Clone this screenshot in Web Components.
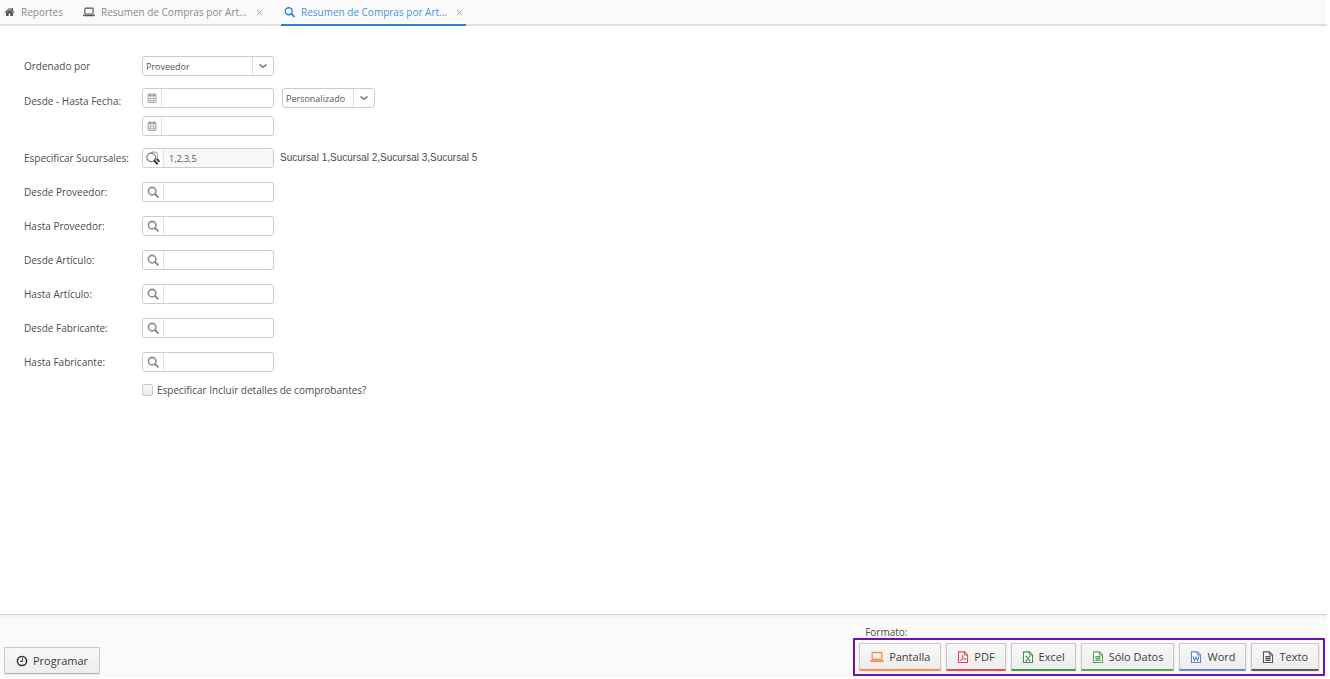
<!DOCTYPE html>
<html lang="es">
<head>
<meta charset="utf-8">
<title>Resumen de Compras por Artículo</title>
<style>
html,body{margin:0;height:100%}
body{font-family:"Open Sans","Noto Sans",sans-serif;font-size:10px;color:#4c4c4c;background:#fff}
</style>
</head>
<body>
<report-page></report-page>
<script>
const ICONS = {
  home: ['0 0 1792 1792', '<path d="M1472 992v480q0 26-19 45t-45 19h-384v-384h-256v384h-384q-26 0-45-19t-19-45v-480q0-1 .5-3t.5-3l575-474 575 474q1 2 1 6zm223-69l-62 74q-8 9-21 11h-3q-13 0-21-7l-692-577-692 577q-12 8-24 7-13-2-21-11l-62-74q-8-10-7-23.5t11-21.5l719-599q32-26 76-26t76 26l244 204v-195q0-14 9-23t23-9h192q14 0 23 9t9 23v408l219 182q10 8 11 21.5t-7 23.5z" fill="currentColor"/>'],
  laptop: ['0 0 14 12', '<rect x="2.2" y="1.5" width="9.6" height="6.9" rx=".8" fill="none" stroke="currentColor" stroke-width="1.3"/><path d="M.1 9.2h13.8v.7q0 1.1-1.3 1.1H1.4Q.1 11 .1 9.9z" fill="currentColor"/>'],
  search: ['0 0 14 14', '<circle cx="6" cy="6" r="4.4" fill="none" stroke="currentColor" stroke-width="1.8"/><path d="M9.3 9.3l3.4 3.4" stroke="currentColor" stroke-width="2.2" stroke-linecap="round"/>'],
  multi: ['0 0 14 14', '<circle cx="7.8" cy="4.8" r="4" fill="none" stroke="#999"/><path d="M10.8 7.8l2.6 3" stroke="#444" stroke-width="2"/><circle cx="5.2" cy="6.4" r="4.3" fill="#fff" stroke="#777" stroke-width="1.2"/><path d="M8.4 9.6l2.7 3.1" stroke="#333" stroke-width="2" stroke-linecap="round"/>'],
  calendar: ['0 0 12 12', '<path d="M2 2.5h8v8H2z" fill="#f2f2f2" stroke="currentColor"/><path d="M2 3.5h8M4 1v2M8 1v2" stroke="currentColor" stroke-width="1.6"/><path d="M4.5 4v6M7.5 4v6M2 6.4h8M2 8.5h8" stroke="currentColor" stroke-width=".7"/>'],
  clock: ['0 0 12 12', '<circle cx="6" cy="6" r="4.6" fill="none" stroke="currentColor" stroke-width="1.5"/><path d="M6.4 3.3v3.1H4" fill="none" stroke="currentColor"/>'],
  chevron: ['0 0 10 8', '<path d="M1.5 2.5L5 5.2l3.5-2.7" fill="none" stroke="currentColor" stroke-width="1.8"/>'],
  close: ['0 0 8 8', '<path d="M1 1l6 6M7 1L1 7" stroke="currentColor" stroke-width="1"/>']
};
const sheet = inner => '<path d="M1.5.9h6l3 3v7.6h-9z" fill="#fff" stroke="currentColor" stroke-width="1.1"/><path d="M7.3 1v3.1h3.2" fill="none" stroke="currentColor"/>' + inner;
ICONS.pdf = ['0 0 12 12', sheet('<path d="M3 9.8C5 8.2 5.7 6 5.4 3.9 5.4 6.2 7 8 9.2 8.1 6.8 7.7 4.6 8.4 3 9.8z" fill="none" stroke="currentColor" stroke-width=".9"/>')];
ICONS.excel = ['0 0 12 12', sheet('<path d="M4 5.2l4 4.8M8 5.2L4 10M3.2 5.2h2M3.2 10h2M6.8 10h2" fill="none" stroke="currentColor" stroke-width="1.1"/>')];
ICONS.word = ['0 0 12 12', sheet('<path d="M3 5.2l1.3 4.6L6 6l1.7 3.8L9 5.2" fill="none" stroke="currentColor" stroke-width="1.1"/>')];
ICONS.text = ['0 0 12 12', sheet('<path d="M3.3 5.6h5.4M3.3 7.5h5.4M3.3 9.4h5.4" stroke="currentColor" stroke-width="1.3"/>')];

const define = (name, render) => customElements.define(name, class extends HTMLElement {
  connectedCallback() {
    if (this.shadowRoot) return;
    this.attachShadow({ mode: 'open' }).innerHTML = render(this);
  }
});

define('ui-icon', el => {
  const [box, body] = ICONS[el.getAttribute('name')];
  return `<style>:host{display:inline-flex;flex:none;width:12px;height:12px}svg{width:100%;height:100%;display:block}</style>
  <svg viewBox="${box}" aria-hidden="true">${body}</svg>`;
});

define('nav-tab', el => `<style>
:host{display:flex;align-items:center;gap:9px;height:24px;color:#8a8a8a;border-bottom:2px solid transparent}
:host([active]){color:#4a92e4;border-color:#2b80dc}
a{display:flex;align-items:center;gap:6px;color:inherit;text-decoration:none;font-size:10px;line-height:16px;white-space:nowrap}
ui-icon{color:#555;width:11px}
ui-icon[name=laptop]{width:12px}
:host([active]) a ui-icon{color:#2b80dc}
button{display:flex;padding:0;border:0;background:none;color:#999}
button ui-icon{width:7px;height:7px;color:#999}
</style>
<a href="#"><ui-icon name="${el.getAttribute('icon')}"></ui-icon><slot></slot></a>
${el.hasAttribute('closable') ? '<button type="button" aria-label="Cerrar"><ui-icon name="close"></ui-icon></button>' : ''}`);

const BOX = `
.box{display:flex;box-sizing:border-box;width:132px;height:20px;border:1px solid #ccc;border-radius:3px;background:#fff;overflow:hidden}
.lead{display:flex;align-items:center;justify-content:center;flex:none;box-sizing:border-box;width:21px;padding:0;border:0;border-right:1px solid #e2e2e2;background:#fff;color:#888}
input,select{font:inherit;font-size:9px;color:#555;border:0;padding:0 5px;margin:0;background:none;min-width:0;flex:1;outline:0}
`;
const ROW = `
:host{display:grid;grid-template-columns:110px 1fr;column-gap:8px;align-items:center}
label{font-size:10px;line-height:16px;white-space:nowrap}
`;

define('lookup-field', el => {
  const value = el.getAttribute('value') || '';
  const icon = el.getAttribute('icon') || 'search';
  return `<style>${ROW}${BOX}
  .controls{display:flex;align-items:center;gap:6px}
  ::slotted(*){font:10px/16px "Liberation Sans",Arial,sans-serif;color:#4c4c4c}
  .box.filled input{background:#f8f8f8}
  ui-icon[name=multi]{width:14px;height:14px}
  </style>
  <label for="value">${el.getAttribute('label')}</label>
  <div class="controls">
    <div class="box ${value ? 'filled' : ''}"><button class="lead" type="button" aria-label="Buscar"><ui-icon name="${icon}"></ui-icon></button><input id="value" type="text" value="${value}"></div>
    <slot></slot>
  </div>`;
});

const dropDown = (id, value, attrs = '') => `<div class="box drop"><select id="${id}" ${attrs}><option>${value}</option></select><span class="arrow"><ui-icon name="chevron"></ui-icon></span></div>`;
const DROP = `
.drop{position:relative}
select{appearance:none;padding:0 24px 0 3px}
.arrow{position:absolute;right:0;top:0;bottom:0;width:20px;border-left:1px solid #ddd;display:flex;align-items:center;justify-content:center;color:#888;pointer-events:none}
.arrow ui-icon{width:10px;height:8px}
`;

define('order-field', el => `<style>${ROW}${BOX}${DROP}</style>
<label for="order">Ordenado por</label>${dropDown('order', 'Proveedor')}`);

define('date-range', el => `<style>${ROW}${BOX}${DROP}
:host{align-items:start}
label{padding-top:5px}
.controls{display:grid;grid-template-columns:132px 93px;gap:8px}
.drop{width:auto}
.lead{width:19px;color:#aaa}
</style>
<label for="from">Desde - Hasta Fecha:</label>
<div class="controls">
  <div class="box"><button class="lead" type="button" aria-label="Calendario"><ui-icon name="calendar"></ui-icon></button><input id="from" type="text"></div>
  ${dropDown('period', 'Personalizado', 'aria-label="Período"')}
  <div class="box"><button class="lead" type="button" aria-label="Calendario"><ui-icon name="calendar"></ui-icon></button><input type="text" aria-label="Hasta Fecha"></div>
</div>`);

define('check-field', el => `<style>
:host{display:block;padding-left:118px}
label{display:flex;align-items:center;gap:4px;font-size:10px;line-height:12px}
input{appearance:none;margin:0;box-sizing:border-box;width:11px;height:12px;border:1px solid #c8c8c8;border-radius:2px;background:linear-gradient(#fafafa,#e9e9e9)}
</style><label><input type="checkbox"><slot></slot></label>`);

define('action-button', el => `<style>
:host{display:block}
button{display:flex;align-items:center;justify-content:center;gap:5px;box-sizing:border-box;height:27px;padding:0 var(--pad,11px);
 font:inherit;font-size:11px;line-height:16px;color:#3c3c3c;border:1px solid #c9c9c9;border-bottom-color:var(--accent,#b5b5b5);
 border-radius:1px;background:linear-gradient(#f8f8f8,#ededed);box-shadow:0 1px 1px var(--glow,#0001);white-space:nowrap}
ui-icon{color:var(--accent,#333)}
ui-icon[name=laptop]{width:14px}
</style><button type="button"><ui-icon name="${el.getAttribute('icon')}"></ui-icon><slot></slot></button>`);

define('format-bar', el => `<style>
:host{display:block}
.title{font-size:10px;line-height:12px;padding-left:12px;margin:0}
.group{display:flex;gap:5px;border:2px solid #6e10ab;border-radius:1px;padding:3px 4px 4px}
action-button{--pad:10px;--glow:var(--accent)}
</style>
<p class="title" id="t">Formato:</p>
<div class="group" role="group" aria-labelledby="t">
<action-button icon="laptop" style="--accent:#f78b46">Pantalla</action-button>
<action-button icon="pdf" style="--accent:#e2474f">PDF</action-button>
<action-button icon="excel" style="--accent:#46924a">Excel</action-button>
<action-button icon="text" style="--accent:#57a556">Sólo Datos</action-button>
<action-button icon="word" style="--accent:#6286c4">Word</action-button>
<action-button icon="text" style="--accent:#555">Texto</action-button>
</div>`);

define('report-page', el => `<style>
:host{display:flex;flex-direction:column;min-height:100vh;box-sizing:border-box;padding:0 3px 1px 0}
nav{display:flex;background:#fafafa;box-shadow:inset 0 -2px #e0e0e0;padding-left:4px}
.first{margin-right:20px}
.second{margin-right:18px}
.third{padding:0 3px}
main{flex:1;padding:30px 24px}
form{display:flex;flex-direction:column;gap:12px}
.lookups{display:flex;flex-direction:column;gap:14px}
footer{display:flex;justify-content:space-between;align-items:flex-end;background:#fafafa;border-top:1px solid #d0d0d0;box-shadow:inset 0 2px 2px #0000000a;padding:11px 2px 2px 4px}
footer > action-button{margin-bottom:2px}
</style>
<nav>
  <nav-tab class="first" icon="home">Reportes</nav-tab>
  <nav-tab class="second" icon="laptop" closable>Resumen de Compras por Art...</nav-tab>
  <nav-tab class="third" icon="search" closable active>Resumen de Compras por Art...</nav-tab>
</nav>
<main><form>
  <order-field></order-field>
  <date-range></date-range>
  <div class="lookups">
    <lookup-field label="Especificar Sucursales:" icon="multi" value="1,2,3,5"><span>Sucursal 1,Sucursal 2,Sucursal 3,Sucursal 5</span></lookup-field>
    <lookup-field label="Desde Proveedor:"></lookup-field>
    <lookup-field label="Hasta Proveedor:"></lookup-field>
    <lookup-field label="Desde Artículo:"></lookup-field>
    <lookup-field label="Hasta Artículo:"></lookup-field>
    <lookup-field label="Desde Fabricante:"></lookup-field>
    <lookup-field label="Hasta Fabricante:"></lookup-field>
  </div>
  <check-field>Especificar Incluir detalles de comprobantes?</check-field>
</form></main>
<footer>
  <action-button icon="clock">Programar</action-button>
  <format-bar></format-bar>
</footer>`);
</script>
</body>
</html>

-=-=-

- _TASK BRIEF_
What is the number of lines in the data above that include the word "this"? Answer with that number only.

- _ANSWER TO THE TASK_
3